On June 1, an estimated 2,500 Vale miners, members of United Steelworkers Local 6500, went on strike against the company’s cuts to health and insurance benefits. After two months on strike, they have ratified a contract which excludes the harsh cuts to retiree benefits the company demanded back in June.

Credit: USW Local 6500

The local’s previous contract covered the cost of semi-private hospital rooms, along with life insurance, non-occupational accident insurance, drug coverage, and “dismemberment insurance.” Under the company’s first proposal, all of this would have been clawed back from future retirees.

Vale has seen steady profits since 2016, while its workplace injuries more than doubled. As one worker said: “You work for 30 years. You destroy your body, then they take your health benefits.” The company’s attempt at clawbacks was a clear slap in the face.

Additionally, Vale’s demand for new cuts came on top of the pension cuts it forced onto its workers after the 2008 crisis. The company said this was to bring its workers in line with “new international realities.” But one former executive suggested its real intentions in an interview with The Globe and Mail: “To break the union.”

But this time, Vale wasn’t expecting a fight.

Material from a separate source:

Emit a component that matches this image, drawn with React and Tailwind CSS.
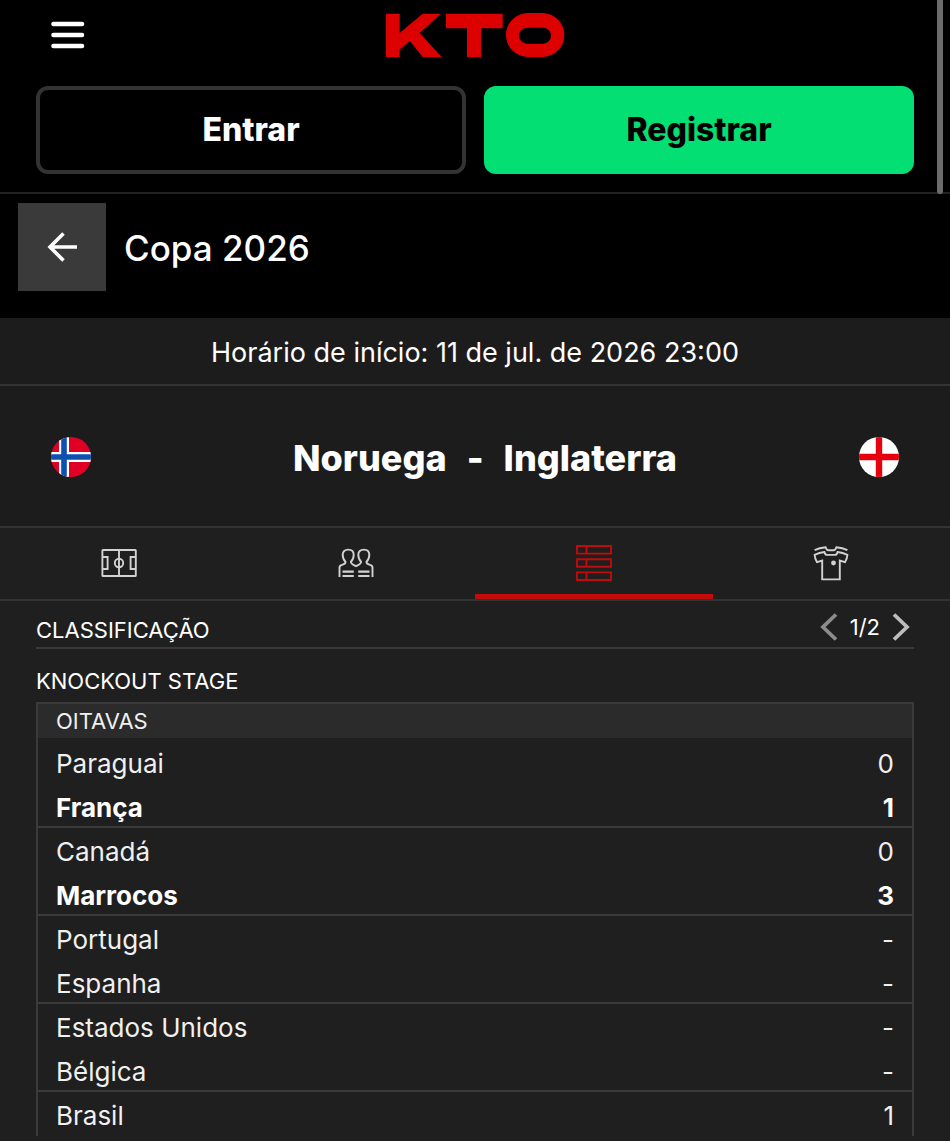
import React, { useState } from 'react';

const pairs = [
    [{ team: 'Paraguai', score: '0' }, { team: 'França', score: '1', winner: true }],
    [{ team: 'Canadá', score: '0' }, { team: 'Marrocos', score: '3', winner: true }],
    [{ team: 'Portugal', score: '-' }, { team: 'Espanha', score: '-' }],
    [{ team: 'Estados Unidos', score: '-' }, { team: 'Bélgica', score: '-' }],
    [{ team: 'Brasil', score: '1' }],
];

const Logo = () => (
    <svg viewBox="46 38 538 132" className="h-11 w-[180px]" fill="#dc0000" aria-label="KTO" role="img">
        <path d="M48 40H89V98L158 40H213L149 98L215 170H158L120 122L89 148V170H48Z" />
        <path d="M228 40H398V84H333V170H291V84H228Z" />
        <path
            fillRule="evenodd"
            d="M474 38H517A66 66 0 0 1 517 170H474A66 66 0 0 1 474 38ZM471 82A24 24 0 0 0 471 130H519A24 24 0 0 0 519 82Z"
        />
    </svg>
);

const NorwayFlag = () => (
    <svg viewBox="0 0 40 40" className="size-10" role="img" aria-label="Noruega">
        <clipPath id="norway"><circle cx="20" cy="20" r="20" /></clipPath>
        <g clipPath="url(#norway)">
            <path fill="#e00025" d="M0 0H40V40H0Z" />
            <path fill="#fff" d="M8 0H18V15H40V25H18V40H8V25H0V15H8Z" />
            <path fill="#0c50b0" d="M10.2 0H15.8V17.2H40V22.8H15.8V40H10.2V22.8H0V17.2H10.2Z" />
        </g>
    </svg>
);

const EnglandFlag = () => (
    <svg viewBox="0 0 40 40" className="size-10" role="img" aria-label="Inglaterra">
        <clipPath id="england"><circle cx="20" cy="20" r="20" /></clipPath>
        <g clipPath="url(#england)">
            <path fill="#fff" d="M0 0H40V40H0Z" />
            <path fill="#e6000d" d="M16.8 0H23.2V16.8H40V23.2H23.2V40H16.8V23.2H0V16.8H16.8Z" />
        </g>
    </svg>
);

const PitchIcon = () => (
    <svg viewBox="0 0 36 36" className="size-9" fill="none" stroke="currentColor" strokeWidth="1.9">
        <rect x="1.4" y="5" width="33.4" height="26" rx="0.6" />
        <path d="M18 5V31M1.4 12H6.6V24H1.4M34.8 12H29.6V24H34.8" />
        <circle cx="18" cy="18" r="4.2" />
    </svg>
);

const PlayersIcon = () => (
    <svg viewBox="0 0 36 36" className="size-9" fill="none" stroke="currentColor" strokeWidth="1.9">
        <path d="M1.5 32V22.5C1.5 21 2.5 20.3 4 19.9C6.3 19.2 7.8 18.7 7.5 16.8C5.3 14.8 4.7 12.5 4.7 9.8C4.7 6.5 6.8 4.6 10.2 4.6S15.7 6.5 15.7 9.8C15.7 12.5 15.1 14.8 12.9 16.8C12.7 18.5 14 19 18 21.2C22 19 23.3 18.5 23.1 16.8C20.9 14.8 20.3 12.5 20.3 9.8C20.3 6.5 22.4 4.6 25.8 4.6S31.3 6.5 31.3 9.8C31.3 12.5 30.7 14.8 28.5 16.8C28.2 18.7 29.7 19.2 32 19.9C33.5 20.3 34.5 21 34.5 22.5V32" />
        <path d="M4.5 26.6H15.8M4.5 31H15.8M20.2 26.6H31.5M20.2 31H31.5" strokeWidth="2.1" />
    </svg>
);

const StandingsIcon = () => (
    <svg viewBox="0 0 36 36" className="size-9" fill="none" stroke="currentColor" strokeWidth="1.9">
        <path d="M1 1H35V8.6H1ZM1 14.2H35V21.8H1ZM1 27.4H35V35H1Z" />
        <path d="M10.5 1V8.6M10.5 14.2V21.8M10.5 27.4V35" />
    </svg>
);

const ShirtIcon = () => (
    <svg viewBox="0 0 36 36" className="size-9" fill="none" stroke="currentColor" strokeWidth="1.9">
        <path d="M1.6 5.2C5 3.6 8.6 2.7 12.6 2.3C13.2 4.2 14 5.3 15.4 5.3H20.6C22 5.3 22.8 4.2 23.4 2.3C27.4 2.7 31 3.6 34.4 5.2" />
        <path d="M11.4 7C8 7.4 4.8 8.3 1.6 9.8C1.8 12.6 2.6 15 4 17.2L9.2 15.6V34.4H26.8V15.6L32 17.2C33.4 15 34.2 12.6 34.4 9.8C31.2 8.3 28 7.4 24.6 7C24.2 8.9 23.4 9.9 22 9.9H14C12.6 9.9 11.8 8.9 11.4 7Z" />
        <circle cx="20.5" cy="18" r="2.4" fill="currentColor" stroke="none" />
    </svg>
);

const tabs = [
    { id: 'pitch', label: 'Campo', Icon: PitchIcon },
    { id: 'players', label: 'Confrontos', Icon: PlayersIcon },
    { id: 'standings', label: 'Classificação', Icon: StandingsIcon },
    { id: 'lineups', label: 'Escalações', Icon: ShirtIcon },
];

const App = () => {
    const [activeTab, setActiveTab] = useState('standings');

    return (
        <div className="relative min-h-screen bg-[#1f1f1f] font-['Inter',sans-serif] text-white">
            {/* Scroll thumb */}
            <div className="absolute right-[7px] top-0 h-[194px] w-1.5 rounded-b-full bg-[#6c6c6c]" />

            <header className="border-b-2 border-[#222222] bg-black px-9 pb-[18px]">
                <div className="grid h-[86px] grid-cols-3 items-start pt-[13px]">
                    <button type="button" aria-label="Menu" className="flex h-11 w-16 items-center justify-center">
                        <svg viewBox="0 0 34 28" className="h-7 w-[34px]" stroke="#fff" strokeWidth="4.6" strokeLinecap="round">
                            <path d="M2.5 3H31M2.5 14H31M2.5 25H31" />
                        </svg>
                    </button>
                    <div className="flex justify-center"><Logo /></div>
                </div>
                <div className="grid grid-cols-2 gap-[18px]">
                    <button type="button" className="h-[88px] rounded-xl border-4 border-[#333333] text-[32px] font-extrabold">
                        Entrar
                    </button>
                    <button type="button" className="h-[88px] rounded-xl bg-[#03df72] text-[32px] font-extrabold text-black">
                        Registrar
                    </button>
                </div>
            </header>

            <div className="flex items-center gap-[18px] bg-black px-[18px] pb-[27px] pt-[9px]">
                <button type="button" aria-label="Voltar" className="flex size-[88px] items-center justify-center bg-[#3a3a3a]">
                    <svg viewBox="0 0 30 30" className="size-[30px]" fill="none" stroke="#fff" strokeWidth="3.6">
                        <path d="M30 15H3M16.5 1.5L3 15L16.5 28.5" />
                    </svg>
                </button>
                <h1 className="pt-0.5 text-[35px] font-medium">Copa 2026</h1>
            </div>

            <p className="flex h-[68px] items-center justify-center border-b-2 border-[#333333] bg-[#1c1c1c] pt-1 text-[27px]">
                Horário de início: 11 de jul. de 2026 23:00
            </p>

            <div className="flex h-[142px] items-center justify-between border-b-2 border-[#333333] bg-[#1c1c1c] px-[51px] pt-0.5">
                <NorwayFlag />
                <h2 className="flex gap-5 pl-5 pt-0.5 text-[36px] font-extrabold">
                    <span>Noruega</span>
                    <span>-</span>
                    <span>Inglaterra</span>
                </h2>
                <EnglandFlag />
            </div>

            <nav className="grid h-[73px] grid-cols-4 border-b-2 border-[#333333]">
                {tabs.map(({ id, label, Icon }) => (
                    <button
                        key={id}
                        type="button"
                        aria-label={label}
                        onClick={() => setActiveTab(id)}
                        className={`flex items-center justify-center border-b-[5px] pt-[3px] ${
                            activeTab === id ? 'border-[#c20b0b] text-[#c20b0b]' : 'border-transparent text-[#d2d2d2]'
                        }`}
                    >
                        <Icon />
                    </button>
                ))}
            </nav>

            <main className="px-9 pb-1.5">
                <div className="flex h-12 items-center justify-between border-b-2 border-[#3a3a3a]">
                    <h3 className="pt-3 text-[22px]">CLASSIFICAÇÃO</h3>
                    <div className="flex items-center gap-3 pr-1 pt-1.5 text-[22px]">
                        <button type="button" aria-label="Anterior" className="text-[#8c8c8c]">
                            <svg viewBox="0 0 18 28" className="h-7 w-[18px]" fill="none" stroke="currentColor" strokeWidth="3.8">
                                <path d="M16 1.5L3 14L16 26.5" />
                            </svg>
                        </button>
                        <span>1/2</span>
                        <button type="button" aria-label="Próxima" className="text-[#bdbdbd]">
                            <svg viewBox="0 0 18 28" className="h-7 w-[18px]" fill="none" stroke="currentColor" strokeWidth="3.8">
                                <path d="M2 1.5L15 14L2 26.5" />
                            </svg>
                        </button>
                    </div>
                </div>

                <h3 className="flex h-[53px] items-center pt-3 text-[22px]">KNOCKOUT STAGE</h3>

                <table className="w-full border-separate border-spacing-0 border-x-2 border-t-2 border-[#3a3a3a] text-[26px]">
                    <thead>
                        <tr>
                            <th colSpan={2} className="h-9 border-b-2 border-[#1f1f1f] bg-[#2b2b2b] px-[18px] text-left text-[22px] leading-8 font-normal text-[#f0f0f0]">
                                OITAVAS
                            </th>
                        </tr>
                    </thead>
                    {pairs.map((pair, i) => (
                        <tbody key={i}>
                            {pair.map(({ team, score, winner }, j) => {
                                const edge = j === 1 ? 'border-b-2 border-[#3a3a3a] pt-1.5' : 'pt-1';
                                return (
                                    <tr key={team} className={winner ? 'font-bold' : 'text-[#f0f0f0]'}>
                                        <td className={`h-11 pl-[18px] leading-9 ${edge}`}>{team}</td>
                                        <td className={`h-11 pr-[18px] text-right leading-9 ${edge}`}>{score}</td>
                                    </tr>
                                );
                            })}
                        </tbody>
                    ))}
                </table>
            </main>
        </div>
    );
};

export default App;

The company noted that its deeply regressive first offer had the bargaining committee’s “unanimous support” before the workers rejected it. Vale’s second offer—which watered down some of its benefit cuts with a paltry $1,000 “health-care savings account”—was also rejected in mid-June.

Throughout, the workers maintained their picket lines. After two months, they forced the company to bend.

The new offer, ratified by 85 per cent of the unit, maintains drug coverage for retirees along with, as local media reports, Vale’s general retiree benefit coverage. The six-year offer includes a $6,000 total signing and pandemic bonus, a total six per cent wage increase and a $2.87 cost-of-living adjustment.

Vale’s management, like other capitalists across Canada, have shown they won’t compromise unless they are forced to. Vale has shown before that it is willing to use crises to attack its workers’ rights—and the present crisis is unlikely to end anytime soon.

The mobilization can’t end here. The wider labour movement must support the fight against further cuts and to recover the rights Vale took away after 2008.